#### [Aim]
Check each line of the listing for the word "recreates" and give only the number of lines that have it.

>> begin Working data

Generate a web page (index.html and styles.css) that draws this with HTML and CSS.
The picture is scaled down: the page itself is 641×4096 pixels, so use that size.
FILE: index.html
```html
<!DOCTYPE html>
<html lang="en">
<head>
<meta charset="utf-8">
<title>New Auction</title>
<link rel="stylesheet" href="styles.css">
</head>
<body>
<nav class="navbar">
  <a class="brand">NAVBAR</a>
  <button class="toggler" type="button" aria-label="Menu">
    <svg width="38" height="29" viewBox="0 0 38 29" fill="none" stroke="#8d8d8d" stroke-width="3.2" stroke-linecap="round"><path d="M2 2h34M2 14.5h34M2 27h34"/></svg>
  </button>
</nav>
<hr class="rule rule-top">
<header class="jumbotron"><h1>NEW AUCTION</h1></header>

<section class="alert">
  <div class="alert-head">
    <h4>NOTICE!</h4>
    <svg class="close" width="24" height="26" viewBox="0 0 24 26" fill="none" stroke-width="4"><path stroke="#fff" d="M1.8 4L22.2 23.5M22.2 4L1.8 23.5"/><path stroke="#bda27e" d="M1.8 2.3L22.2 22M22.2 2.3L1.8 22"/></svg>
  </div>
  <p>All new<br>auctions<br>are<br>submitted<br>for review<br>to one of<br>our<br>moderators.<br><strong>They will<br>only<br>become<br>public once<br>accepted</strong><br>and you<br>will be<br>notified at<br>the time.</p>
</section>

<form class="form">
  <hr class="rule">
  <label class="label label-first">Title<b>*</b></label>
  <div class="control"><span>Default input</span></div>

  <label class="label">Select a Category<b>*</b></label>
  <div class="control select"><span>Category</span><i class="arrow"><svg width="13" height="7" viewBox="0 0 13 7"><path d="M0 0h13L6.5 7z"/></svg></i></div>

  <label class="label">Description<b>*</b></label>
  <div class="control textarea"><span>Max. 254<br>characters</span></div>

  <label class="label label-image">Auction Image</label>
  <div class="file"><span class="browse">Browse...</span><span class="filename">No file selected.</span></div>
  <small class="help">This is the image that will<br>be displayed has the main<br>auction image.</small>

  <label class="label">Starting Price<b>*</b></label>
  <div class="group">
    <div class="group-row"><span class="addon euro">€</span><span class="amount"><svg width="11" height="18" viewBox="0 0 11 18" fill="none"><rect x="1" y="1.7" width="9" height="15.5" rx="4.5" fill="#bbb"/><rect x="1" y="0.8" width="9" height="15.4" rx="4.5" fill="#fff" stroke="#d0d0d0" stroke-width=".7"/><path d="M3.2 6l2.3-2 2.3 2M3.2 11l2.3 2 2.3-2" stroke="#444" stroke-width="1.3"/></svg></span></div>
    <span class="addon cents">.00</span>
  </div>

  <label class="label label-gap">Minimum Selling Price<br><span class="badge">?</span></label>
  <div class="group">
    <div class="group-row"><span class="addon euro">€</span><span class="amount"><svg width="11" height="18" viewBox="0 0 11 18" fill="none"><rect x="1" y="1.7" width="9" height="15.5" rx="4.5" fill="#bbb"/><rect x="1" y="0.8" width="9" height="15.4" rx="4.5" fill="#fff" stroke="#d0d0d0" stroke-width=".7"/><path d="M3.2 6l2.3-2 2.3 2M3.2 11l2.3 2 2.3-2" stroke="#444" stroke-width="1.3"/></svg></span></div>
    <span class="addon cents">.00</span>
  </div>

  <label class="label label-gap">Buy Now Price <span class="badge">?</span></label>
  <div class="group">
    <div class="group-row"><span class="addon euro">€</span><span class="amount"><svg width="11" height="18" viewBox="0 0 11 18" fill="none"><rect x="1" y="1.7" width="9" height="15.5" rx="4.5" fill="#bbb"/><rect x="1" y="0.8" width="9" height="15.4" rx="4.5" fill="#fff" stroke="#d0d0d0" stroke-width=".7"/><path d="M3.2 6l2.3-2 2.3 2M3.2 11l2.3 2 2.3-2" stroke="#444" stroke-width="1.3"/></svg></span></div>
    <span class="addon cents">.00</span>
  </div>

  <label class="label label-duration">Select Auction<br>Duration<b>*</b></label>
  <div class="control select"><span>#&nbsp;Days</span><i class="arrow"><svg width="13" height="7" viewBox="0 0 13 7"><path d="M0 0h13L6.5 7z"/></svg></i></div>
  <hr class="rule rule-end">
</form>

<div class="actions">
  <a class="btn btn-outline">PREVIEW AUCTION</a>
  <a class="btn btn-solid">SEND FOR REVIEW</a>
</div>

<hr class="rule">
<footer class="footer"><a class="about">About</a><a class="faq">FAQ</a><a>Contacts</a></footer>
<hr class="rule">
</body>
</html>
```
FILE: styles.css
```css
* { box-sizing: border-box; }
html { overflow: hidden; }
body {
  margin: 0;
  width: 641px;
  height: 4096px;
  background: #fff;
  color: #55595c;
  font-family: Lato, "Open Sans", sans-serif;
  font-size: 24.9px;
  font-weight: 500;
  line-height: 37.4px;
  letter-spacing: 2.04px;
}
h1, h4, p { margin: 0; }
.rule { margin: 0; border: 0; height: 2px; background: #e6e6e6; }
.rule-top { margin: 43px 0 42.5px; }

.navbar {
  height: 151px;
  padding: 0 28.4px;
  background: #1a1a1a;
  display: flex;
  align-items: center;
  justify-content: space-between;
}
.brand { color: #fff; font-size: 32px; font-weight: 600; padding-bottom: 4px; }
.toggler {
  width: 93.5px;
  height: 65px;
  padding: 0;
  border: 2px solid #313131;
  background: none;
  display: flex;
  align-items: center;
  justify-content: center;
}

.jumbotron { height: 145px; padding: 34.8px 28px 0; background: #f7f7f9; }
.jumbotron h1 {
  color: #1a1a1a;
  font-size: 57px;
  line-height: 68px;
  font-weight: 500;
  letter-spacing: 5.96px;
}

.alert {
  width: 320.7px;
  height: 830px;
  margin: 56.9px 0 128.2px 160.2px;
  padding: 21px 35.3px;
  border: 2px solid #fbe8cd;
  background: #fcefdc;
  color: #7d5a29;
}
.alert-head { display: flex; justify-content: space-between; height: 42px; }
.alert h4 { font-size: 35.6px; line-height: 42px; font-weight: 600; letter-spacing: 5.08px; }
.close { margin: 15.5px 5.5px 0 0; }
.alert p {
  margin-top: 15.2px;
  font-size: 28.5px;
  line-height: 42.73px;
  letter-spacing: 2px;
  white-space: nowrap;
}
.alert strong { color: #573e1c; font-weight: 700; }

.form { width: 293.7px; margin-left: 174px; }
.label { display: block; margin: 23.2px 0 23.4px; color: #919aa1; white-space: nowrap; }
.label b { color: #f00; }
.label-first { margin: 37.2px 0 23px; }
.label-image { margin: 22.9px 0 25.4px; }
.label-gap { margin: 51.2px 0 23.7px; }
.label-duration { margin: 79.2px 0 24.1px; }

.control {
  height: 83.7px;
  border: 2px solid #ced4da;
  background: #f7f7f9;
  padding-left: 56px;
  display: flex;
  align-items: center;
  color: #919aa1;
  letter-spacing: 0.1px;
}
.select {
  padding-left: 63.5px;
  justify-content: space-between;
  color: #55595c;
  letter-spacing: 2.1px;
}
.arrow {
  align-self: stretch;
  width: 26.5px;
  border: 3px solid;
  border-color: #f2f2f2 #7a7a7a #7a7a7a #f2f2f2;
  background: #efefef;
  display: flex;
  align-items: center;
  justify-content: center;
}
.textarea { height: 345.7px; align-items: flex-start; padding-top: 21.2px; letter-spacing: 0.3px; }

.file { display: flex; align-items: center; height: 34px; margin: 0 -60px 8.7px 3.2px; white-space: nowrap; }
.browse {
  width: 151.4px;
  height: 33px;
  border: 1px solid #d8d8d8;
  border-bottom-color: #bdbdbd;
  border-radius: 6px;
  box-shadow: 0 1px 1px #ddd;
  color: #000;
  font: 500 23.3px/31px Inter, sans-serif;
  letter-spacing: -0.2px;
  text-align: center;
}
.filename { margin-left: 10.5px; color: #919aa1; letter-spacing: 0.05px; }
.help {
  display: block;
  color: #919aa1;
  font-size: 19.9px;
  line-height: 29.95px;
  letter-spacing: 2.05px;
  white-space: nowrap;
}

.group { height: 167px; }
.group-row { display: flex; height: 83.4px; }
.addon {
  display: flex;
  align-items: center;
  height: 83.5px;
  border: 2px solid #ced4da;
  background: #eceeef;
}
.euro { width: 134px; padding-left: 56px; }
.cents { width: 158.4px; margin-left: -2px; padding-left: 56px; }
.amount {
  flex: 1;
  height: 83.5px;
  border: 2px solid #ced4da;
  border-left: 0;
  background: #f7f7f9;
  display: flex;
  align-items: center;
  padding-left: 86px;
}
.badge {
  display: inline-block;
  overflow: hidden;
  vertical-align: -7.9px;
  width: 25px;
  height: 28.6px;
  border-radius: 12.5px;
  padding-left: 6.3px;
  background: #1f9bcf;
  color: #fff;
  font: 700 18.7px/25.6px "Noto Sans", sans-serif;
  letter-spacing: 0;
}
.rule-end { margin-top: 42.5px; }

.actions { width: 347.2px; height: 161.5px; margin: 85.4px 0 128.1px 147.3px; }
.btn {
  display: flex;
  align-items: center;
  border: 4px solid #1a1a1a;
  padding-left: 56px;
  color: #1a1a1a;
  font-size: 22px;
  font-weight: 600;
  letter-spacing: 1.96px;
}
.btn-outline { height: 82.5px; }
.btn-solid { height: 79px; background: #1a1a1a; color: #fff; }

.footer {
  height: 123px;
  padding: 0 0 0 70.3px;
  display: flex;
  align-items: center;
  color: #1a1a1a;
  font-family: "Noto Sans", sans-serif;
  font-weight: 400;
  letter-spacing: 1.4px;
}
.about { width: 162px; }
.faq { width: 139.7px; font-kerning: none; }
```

>> end Working data
>> begin Working data

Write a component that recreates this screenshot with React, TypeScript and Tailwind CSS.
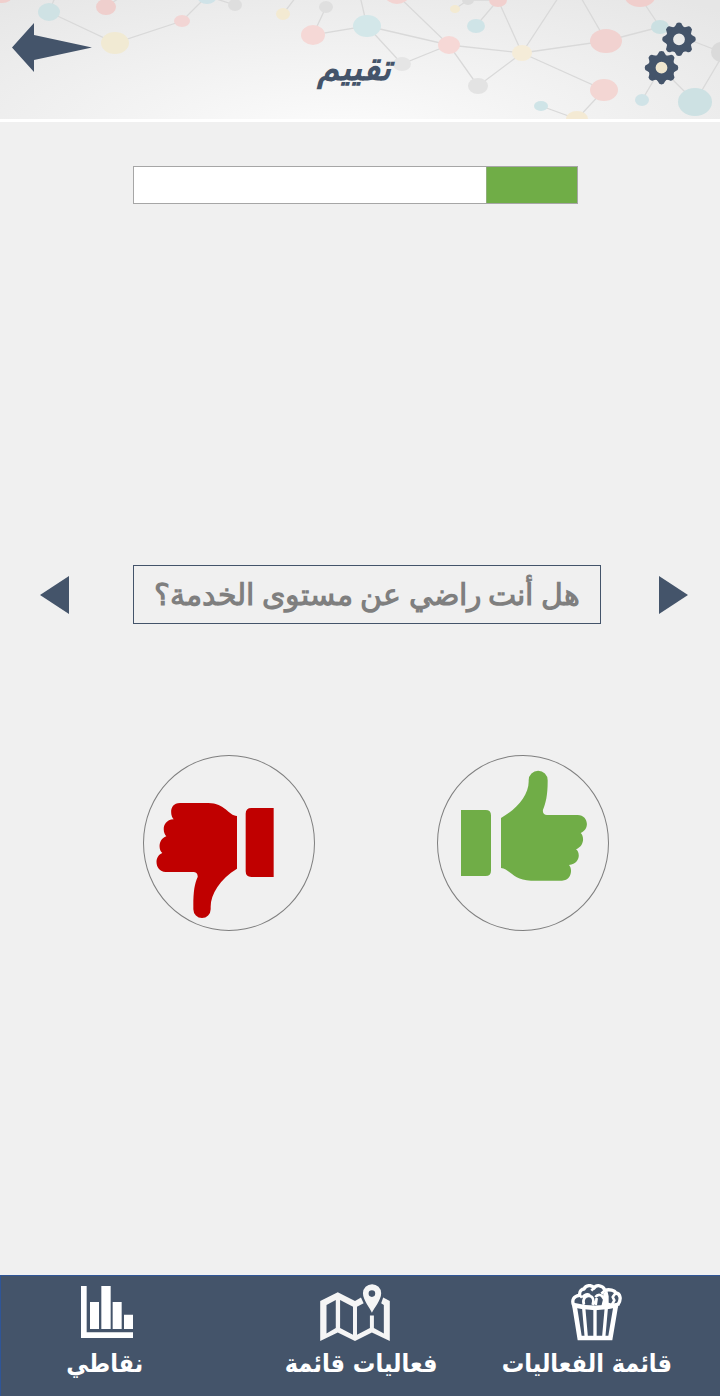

>> end Working data
>> begin Working data

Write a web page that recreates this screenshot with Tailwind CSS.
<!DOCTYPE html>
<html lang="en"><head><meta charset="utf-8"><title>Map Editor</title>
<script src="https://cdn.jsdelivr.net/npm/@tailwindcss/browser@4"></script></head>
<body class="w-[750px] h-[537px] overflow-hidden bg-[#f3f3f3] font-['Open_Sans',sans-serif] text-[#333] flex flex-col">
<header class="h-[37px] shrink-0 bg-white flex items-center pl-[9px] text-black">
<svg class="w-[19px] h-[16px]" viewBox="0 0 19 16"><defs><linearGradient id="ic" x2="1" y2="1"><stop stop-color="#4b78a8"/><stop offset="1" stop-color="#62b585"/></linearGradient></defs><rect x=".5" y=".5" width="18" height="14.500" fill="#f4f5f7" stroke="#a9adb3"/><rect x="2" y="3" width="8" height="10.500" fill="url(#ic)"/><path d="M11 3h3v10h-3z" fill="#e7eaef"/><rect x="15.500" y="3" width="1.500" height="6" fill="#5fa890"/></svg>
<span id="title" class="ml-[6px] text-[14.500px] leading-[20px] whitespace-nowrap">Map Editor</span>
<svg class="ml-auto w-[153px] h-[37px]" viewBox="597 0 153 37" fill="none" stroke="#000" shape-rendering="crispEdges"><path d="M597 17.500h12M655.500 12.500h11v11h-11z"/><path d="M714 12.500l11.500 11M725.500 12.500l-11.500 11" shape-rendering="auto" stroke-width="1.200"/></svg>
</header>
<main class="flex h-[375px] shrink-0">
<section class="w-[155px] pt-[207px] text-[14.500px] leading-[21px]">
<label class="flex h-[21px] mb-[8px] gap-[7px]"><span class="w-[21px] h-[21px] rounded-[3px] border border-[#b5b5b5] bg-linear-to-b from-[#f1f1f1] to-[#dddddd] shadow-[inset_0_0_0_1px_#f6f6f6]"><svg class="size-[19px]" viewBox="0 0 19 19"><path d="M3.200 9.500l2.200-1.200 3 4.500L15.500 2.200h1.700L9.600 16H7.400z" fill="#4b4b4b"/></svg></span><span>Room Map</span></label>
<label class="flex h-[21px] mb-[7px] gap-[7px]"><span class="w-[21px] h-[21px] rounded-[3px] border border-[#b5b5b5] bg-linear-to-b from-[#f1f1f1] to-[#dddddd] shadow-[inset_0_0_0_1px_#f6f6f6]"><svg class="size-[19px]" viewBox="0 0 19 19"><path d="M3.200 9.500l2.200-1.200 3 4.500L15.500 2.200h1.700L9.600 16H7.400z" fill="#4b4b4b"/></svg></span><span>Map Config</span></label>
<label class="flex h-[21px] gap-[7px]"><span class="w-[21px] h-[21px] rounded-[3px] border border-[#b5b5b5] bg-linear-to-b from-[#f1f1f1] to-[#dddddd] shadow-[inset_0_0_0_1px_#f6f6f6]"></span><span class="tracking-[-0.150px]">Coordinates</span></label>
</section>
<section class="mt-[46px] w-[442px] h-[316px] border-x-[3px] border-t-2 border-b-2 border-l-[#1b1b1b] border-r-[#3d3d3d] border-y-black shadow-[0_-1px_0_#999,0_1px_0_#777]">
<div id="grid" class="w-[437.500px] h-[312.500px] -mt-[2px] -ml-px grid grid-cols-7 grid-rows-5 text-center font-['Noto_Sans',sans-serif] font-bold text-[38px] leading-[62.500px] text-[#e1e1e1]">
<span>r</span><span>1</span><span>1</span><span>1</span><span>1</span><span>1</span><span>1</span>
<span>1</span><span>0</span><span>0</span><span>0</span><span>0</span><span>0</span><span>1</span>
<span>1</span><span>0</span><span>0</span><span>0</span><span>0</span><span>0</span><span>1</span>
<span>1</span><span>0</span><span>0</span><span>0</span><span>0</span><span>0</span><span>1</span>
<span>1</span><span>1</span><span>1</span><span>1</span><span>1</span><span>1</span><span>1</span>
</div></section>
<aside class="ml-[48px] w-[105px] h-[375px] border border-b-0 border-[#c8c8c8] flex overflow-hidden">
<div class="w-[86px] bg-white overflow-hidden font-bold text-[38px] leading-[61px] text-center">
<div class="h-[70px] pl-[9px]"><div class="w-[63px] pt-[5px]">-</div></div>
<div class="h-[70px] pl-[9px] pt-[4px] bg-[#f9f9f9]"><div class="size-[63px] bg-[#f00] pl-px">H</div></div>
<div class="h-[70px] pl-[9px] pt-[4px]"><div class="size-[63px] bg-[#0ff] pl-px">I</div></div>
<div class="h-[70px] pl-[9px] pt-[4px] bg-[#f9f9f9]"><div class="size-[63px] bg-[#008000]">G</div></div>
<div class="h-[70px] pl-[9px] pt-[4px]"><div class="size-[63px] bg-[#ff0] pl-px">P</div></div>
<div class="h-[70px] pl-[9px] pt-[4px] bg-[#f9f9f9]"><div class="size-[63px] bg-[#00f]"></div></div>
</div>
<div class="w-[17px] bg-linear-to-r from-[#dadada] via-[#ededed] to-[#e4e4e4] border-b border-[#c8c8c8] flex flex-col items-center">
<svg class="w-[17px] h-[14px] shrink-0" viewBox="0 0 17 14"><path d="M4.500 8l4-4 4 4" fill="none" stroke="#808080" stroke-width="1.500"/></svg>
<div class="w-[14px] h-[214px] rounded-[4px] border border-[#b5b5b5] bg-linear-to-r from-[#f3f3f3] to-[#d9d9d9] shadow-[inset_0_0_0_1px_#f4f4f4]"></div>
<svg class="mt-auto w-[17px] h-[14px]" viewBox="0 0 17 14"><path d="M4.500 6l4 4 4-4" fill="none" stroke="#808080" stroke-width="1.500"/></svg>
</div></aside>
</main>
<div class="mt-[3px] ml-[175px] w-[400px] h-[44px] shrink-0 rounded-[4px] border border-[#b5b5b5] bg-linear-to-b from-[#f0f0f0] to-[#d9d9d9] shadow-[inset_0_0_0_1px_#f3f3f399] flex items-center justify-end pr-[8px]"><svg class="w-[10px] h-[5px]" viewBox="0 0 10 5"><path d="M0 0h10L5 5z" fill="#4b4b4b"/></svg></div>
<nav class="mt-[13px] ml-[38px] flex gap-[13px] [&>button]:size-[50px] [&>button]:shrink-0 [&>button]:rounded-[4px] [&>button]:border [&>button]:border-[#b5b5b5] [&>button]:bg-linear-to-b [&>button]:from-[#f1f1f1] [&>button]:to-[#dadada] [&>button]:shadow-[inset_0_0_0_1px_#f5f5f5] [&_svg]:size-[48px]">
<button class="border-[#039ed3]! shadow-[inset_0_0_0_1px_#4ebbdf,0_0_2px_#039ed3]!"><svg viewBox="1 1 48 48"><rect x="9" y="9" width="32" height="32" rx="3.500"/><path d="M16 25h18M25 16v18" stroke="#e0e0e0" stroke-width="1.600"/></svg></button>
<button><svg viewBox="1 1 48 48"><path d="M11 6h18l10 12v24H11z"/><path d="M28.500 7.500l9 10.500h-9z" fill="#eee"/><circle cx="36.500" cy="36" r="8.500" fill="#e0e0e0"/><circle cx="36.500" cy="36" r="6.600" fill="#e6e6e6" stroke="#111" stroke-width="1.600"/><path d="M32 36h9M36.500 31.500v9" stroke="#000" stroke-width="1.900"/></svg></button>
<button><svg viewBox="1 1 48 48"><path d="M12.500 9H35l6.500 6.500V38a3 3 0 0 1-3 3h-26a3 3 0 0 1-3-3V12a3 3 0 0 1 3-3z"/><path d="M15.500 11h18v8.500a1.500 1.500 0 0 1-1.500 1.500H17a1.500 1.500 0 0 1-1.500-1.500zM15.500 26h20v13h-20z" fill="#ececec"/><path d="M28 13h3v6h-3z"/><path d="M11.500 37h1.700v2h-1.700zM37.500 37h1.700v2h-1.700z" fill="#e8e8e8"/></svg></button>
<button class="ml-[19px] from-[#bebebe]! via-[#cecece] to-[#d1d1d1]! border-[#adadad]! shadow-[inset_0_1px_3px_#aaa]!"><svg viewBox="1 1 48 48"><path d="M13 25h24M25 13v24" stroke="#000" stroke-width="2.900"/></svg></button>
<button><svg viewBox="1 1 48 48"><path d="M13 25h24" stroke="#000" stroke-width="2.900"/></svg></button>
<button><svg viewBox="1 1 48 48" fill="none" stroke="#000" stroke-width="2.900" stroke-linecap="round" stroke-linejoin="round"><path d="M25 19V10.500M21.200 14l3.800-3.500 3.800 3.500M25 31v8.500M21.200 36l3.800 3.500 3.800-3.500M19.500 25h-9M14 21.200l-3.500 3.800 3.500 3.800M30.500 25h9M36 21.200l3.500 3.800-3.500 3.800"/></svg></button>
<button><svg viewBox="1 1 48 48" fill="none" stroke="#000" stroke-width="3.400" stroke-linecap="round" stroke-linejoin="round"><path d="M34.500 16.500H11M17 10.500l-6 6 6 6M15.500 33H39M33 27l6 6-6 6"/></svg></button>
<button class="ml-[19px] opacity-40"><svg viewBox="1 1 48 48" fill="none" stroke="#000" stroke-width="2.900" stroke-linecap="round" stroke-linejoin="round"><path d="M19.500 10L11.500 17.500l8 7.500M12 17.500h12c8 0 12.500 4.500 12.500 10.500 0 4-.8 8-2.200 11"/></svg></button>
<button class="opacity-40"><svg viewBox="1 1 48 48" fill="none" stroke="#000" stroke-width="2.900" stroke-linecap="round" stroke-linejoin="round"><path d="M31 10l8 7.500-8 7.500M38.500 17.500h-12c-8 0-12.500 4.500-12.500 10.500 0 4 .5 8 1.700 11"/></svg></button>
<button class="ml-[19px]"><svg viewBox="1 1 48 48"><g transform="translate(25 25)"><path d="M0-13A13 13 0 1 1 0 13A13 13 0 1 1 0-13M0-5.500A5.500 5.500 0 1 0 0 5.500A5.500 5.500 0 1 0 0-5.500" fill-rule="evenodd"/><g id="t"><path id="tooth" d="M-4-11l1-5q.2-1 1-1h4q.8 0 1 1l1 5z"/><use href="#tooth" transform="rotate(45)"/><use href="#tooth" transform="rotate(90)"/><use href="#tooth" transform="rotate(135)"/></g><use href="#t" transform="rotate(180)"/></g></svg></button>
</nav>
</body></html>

>> end Working data

#### [Correct answer]
2